I'm new to perl and having troubles with regex quantifiers on multibyte unicode characters (utf-8) with perl 5, I expect them to count only for one character but they count for as many bytes composing them.
For example, I expect .{1}
to match é
and .{2}
to not match, but I see that :
$ echo 'begin é end' | perl -wnl -e '/begin .{1} end/s and print'
$ echo 'begin é end' | perl -wnl -e '/begin .{2} end/s and print'
begin é end
It is clearly due to "é" being a multibyte character because when I replace it by a simple "e" I get what I expect :
$ echo 'begin e end' | perl -wnl -e '/begin .{1} end/s and print'
begin e end
$ echo 'begin e end' | perl -wnl -e '/begin .{2} end/s and print'
Using some character set modifier (/d /u /a and /l) does not change anything.

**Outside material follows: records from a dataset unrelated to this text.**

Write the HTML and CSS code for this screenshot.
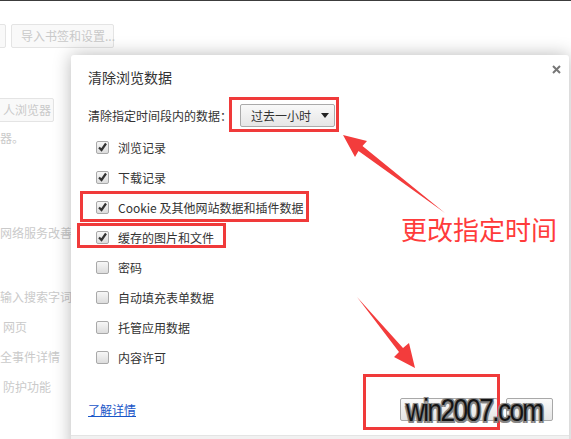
FILE: index.html
```html
<!DOCTYPE html>
<html lang="zh-CN">
<head>
<meta charset="utf-8">
<title>清除浏览数据</title>
<link rel="stylesheet" href="styles.css">
</head>
<body>
<div class="topline"></div>
<div class="page">
  <div class="btnrow">
    <span class="pbtn pbtn-cut"></span>
    <span class="pbtn pbtn-import">导入书签和设置...</span>
  </div>
  <div class="pbtn pbtn-default">人浏览器</div>
  <div class="pline pl-1">器。</div>
  <div class="pline pl-2">网络服务改善体</div>
  <div class="pline pl-3">输入搜索字词</div>
  <div class="pline pl-4">网页</div>
  <div class="pline pl-4 pl-cut">全事件详情</div>
  <div class="pline pl-4 pl-shift">防护功能</div>
</div>

<div class="dialog">
  <svg class="close" width="9" height="9" viewBox="0 0 9 9"><path d="M1 1L8 8M8 1L1 8" stroke="#777" stroke-width="2"/></svg>
  <div class="title">清除浏览数据</div>
  <div class="time-row">
    <span>清除指定时间段内的数据：</span>
    <div class="select"><span>过去一小时</span><span class="tri"></span></div>
  </div>
  <div class="options">
    <div class="opt"><span class="cb"><svg width="11" height="11" viewBox="0 0 11 11"><path d="M2 5.5L4.5 8L9 1.5" fill="none" stroke="#333" stroke-width="2.2"/></svg></span>浏览记录</div>
    <div class="opt"><span class="cb"><svg width="11" height="11" viewBox="0 0 11 11"><path d="M2 5.5L4.5 8L9 1.5" fill="none" stroke="#333" stroke-width="2.2"/></svg></span>下载记录</div>
    <div class="opt"><span class="cb"><svg width="11" height="11" viewBox="0 0 11 11"><path d="M2 5.5L4.5 8L9 1.5" fill="none" stroke="#333" stroke-width="2.2"/></svg></span>Cookie 及其他网站数据和插件数据</div>
    <div class="opt"><span class="cb"><svg width="11" height="11" viewBox="0 0 11 11"><path d="M2 5.5L4.5 8L9 1.5" fill="none" stroke="#333" stroke-width="2.2"/></svg></span>缓存的图片和文件</div>
    <div class="opt"><span class="cb"></span>密码</div>
    <div class="opt"><span class="cb"></span>自动填充表单数据</div>
    <div class="opt"><span class="cb"></span>托管应用数据</div>
    <div class="opt"><span class="cb"></span>内容许可</div>
  </div>
  <div class="action-row">
    <a class="link" href="#">了解详情</a>
    <div class="btns">
      <span class="btn btn-main"></span>
      <span class="btn btn-cancel"></span>
    </div>
  </div>
  <div class="footer"></div>
</div>

<div class="rbox rb-1"></div>
<div class="rbox rb-2"></div>
<div class="rbox rb-3"></div>
<div class="rbox rb-4"></div>

<svg class="arrows" width="571" height="439" viewBox="0 0 571 439">
  <polygon points="343,135 367,141 362.5,146 445,213 358.5,151 355,157" fill="#f33c3c"/>
  <polygon points="357,297 403,348 409,343 415,368 394,357 399,352" fill="#f33c3c"/>
</svg>

<div class="note">更改指定时间</div>
<div class="wm">win2007.com</div>
</body>
</html>
```

FILE: styles.css
```css
* { box-sizing: border-box; }
html, body { margin: 0; padding: 0; overflow: hidden; }
body {
  position: relative;
  width: 571px;
  height: 439px;
  background: #fff;
  font-family: "Noto Sans CJK SC", "Microsoft YaHei", sans-serif;
}
.topline { height: 1px; background: #3c3c3c; }

.page { padding-top: 23px; color: #cacaca; font-size: 12px; }
.btnrow { display: flex; gap: 5px; margin-left: -40px; }
.pbtn {
  display: block;
  height: 24px;
  border: 1px solid #e4e4e4;
  border-radius: 2px;
  background: #f9f9f9;
  line-height: 22px;
  padding: 0 9px;
  color: #c9c9c9;
  white-space: nowrap;
}
.pbtn-cut { width: 46px; }
.pbtn-import { width: 103px; }
.pbtn-default { width: 64px; margin: 50px 0 0 -10px; padding-left: 12px; }
.pline { line-height: 16px; white-space: nowrap; }
.pl-1 { margin-top: 8px; }
.pl-2 { margin-top: 79px; }
.pl-3 { margin-top: 48px; }
.pl-4 { margin-top: 14px; margin-left: 3px; }
.pl-cut { margin-left: 0; }
.pl-shift { margin-left: 3px; }

.dialog {
  position: absolute;
  left: 71px;
  top: 55px;
  width: 498px;
  height: 400px;
  background: #fff;
  border-radius: 3px;
  box-shadow: 0 0 18px rgba(0,0,0,0.28);
  color: #333;
  font-size: 12px;
}
.close { position: absolute; right: 8px; top: 10px; }
.title { font-size: 14px; line-height: 20px; padding: 12px 0 0 17px; }
.time-row { display: flex; align-items: center; gap: 8px; height: 24px; margin-top: 16px; padding-left: 17px; }
.select {
  width: 95px;
  height: 23px;
  border: 1px solid #aaa;
  border-radius: 2px;
  background: linear-gradient(#f9f9f9, #e6e6e6);
  display: flex;
  align-items: center;
  justify-content: space-between;
  padding: 0 5px 0 10px;
}
.tri { width: 0; height: 0; border-left: 4px solid transparent; border-right: 4px solid transparent; border-top: 5px solid #222; }

.options { margin-top: 5px; padding-left: 25px; }
.opt { display: flex; align-items: center; height: 30px; }
.cb {
  width: 13px;
  height: 13px;
  border: 1px solid #a9a9a9;
  border-radius: 2px;
  background: linear-gradient(#f7f7f7, #dcdcdc);
  margin-right: 9px;
  display: flex;
  align-items: center;
  justify-content: center;
}
.action-row { display: flex; justify-content: space-between; align-items: center; height: 24px; margin-top: 25px; padding: 0 16px 0 17px; }
.link { color: #1a56c8; text-decoration: underline; font-size: 12px; }
.btns { display: flex; gap: 8px; }
.btn { display: block; height: 23px; border: 1px solid #a8a8a8; border-radius: 2px; background: linear-gradient(#fafafa, #e4e4e4); }
.btn-main { width: 98px; }
.btn-cancel { width: 47px; }
.footer { margin-top: 14px; height: 20px; background: #f1f1f1; border-top: 1px solid #e4e4e4; }

.rbox { position: absolute; border: 3px solid #f03a3a; }
.rb-1 { left: 229px; top: 97px; width: 110px; height: 35px; }
.rb-2 { left: 80px; top: 191px; width: 229px; height: 31px; }
.rb-3 { left: 77px; top: 223px; width: 149px; height: 25px; }
.rb-4 { left: 363px; top: 374px; width: 137px; height: 56px; }

.arrows { position: absolute; left: 0; top: 0; }
.note {
  position: absolute;
  left: 401px;
  top: 212px;
  font-size: 26px;
  line-height: 34px;
  color: #ff3b3b;
  white-space: nowrap;
}
.wm {
  position: absolute;
  left: 406px;
  top: 393px;
  font-family: "Liberation Sans", Arial, sans-serif;
  font-size: 32px;
  line-height: 34px;
  letter-spacing: -2px;
  color: #141414;
  white-space: nowrap;
  transform: scaleX(0.82);
  transform-origin: left center;
  text-shadow: -1.5px -1.5px 0 #858585, 1.5px -1.5px 0 #858585, -1.5px 1.5px 0 #858585, 1.5px 1.5px 0 #858585, 0 0 2px #999;
}
```
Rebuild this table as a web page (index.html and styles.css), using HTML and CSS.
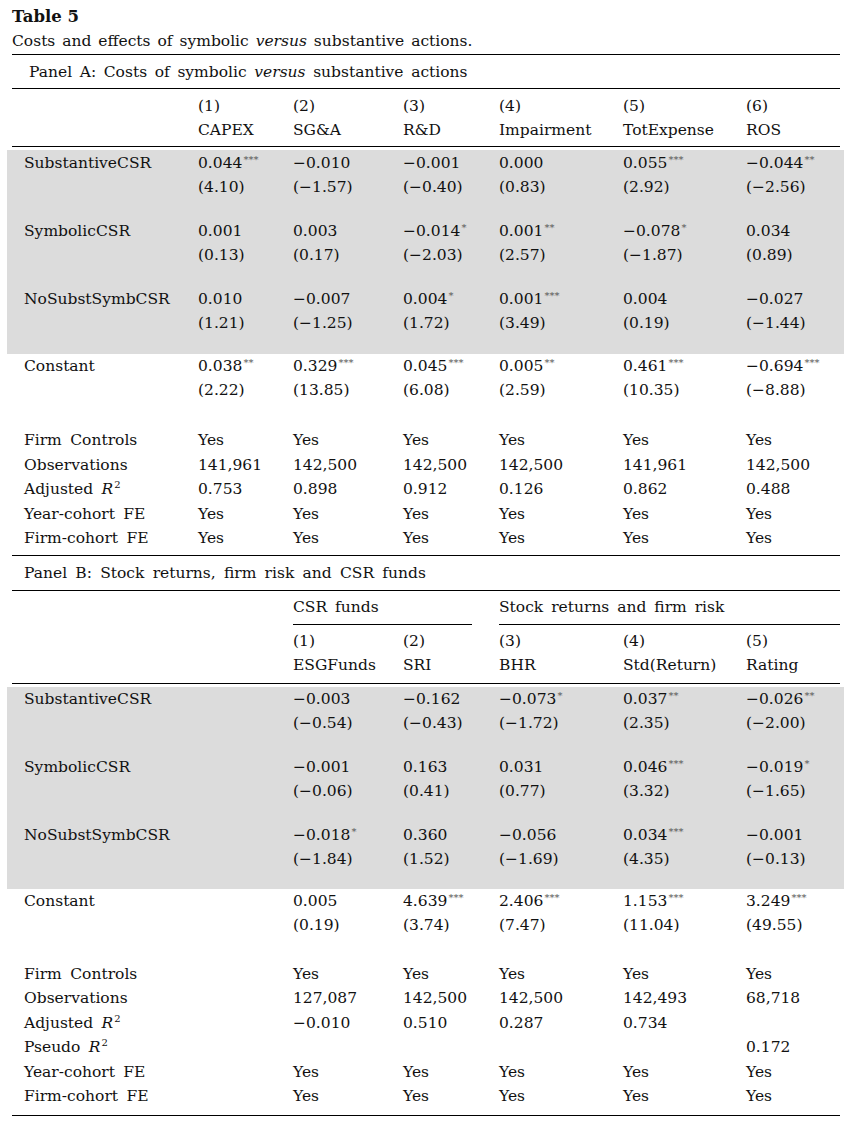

When I use another PCRE regex tool it works :
- regex101 : https://regex101.com/r/a1Lb9g/1/
- php 7 (with
u
modifier to enable unicode support) :
$ echo 'begin é end' | php7 -r 'var_dump(preg_match("/begin .{1} end/su", file_get_contents("php://stdin")));'
Command line code:1:
int(1)
My TTY uses UTF-8 charset, "é" is encoded c3a9
:
$ echo 'begin é end' | xxd
00000000: 6265 6769 6e20 c3a9 2065 6e64 0a begin .. end.
$ echo 'begin é end' | base64
YmVnaW4gw6kgZW5kCg==
I have tested on several OS and perl versions and I see the same behavior everywhere :
This is perl 5, version 22, subversion 1 (v5.22.1) built for i686-msys-thread-multi-64int (Windows 7)
This is perl 5, version 26, subversion 1 (v5.26.1) built for x86_64-msys-thread-multi (Windows 10)
This is perl 5, version 22, subversion 1 (v5.22.1) built for x86_64-linux-gnu-thread-multi (Ubuntu 16.04)
How to make perl regex quantifiers counting unicode characters for one ?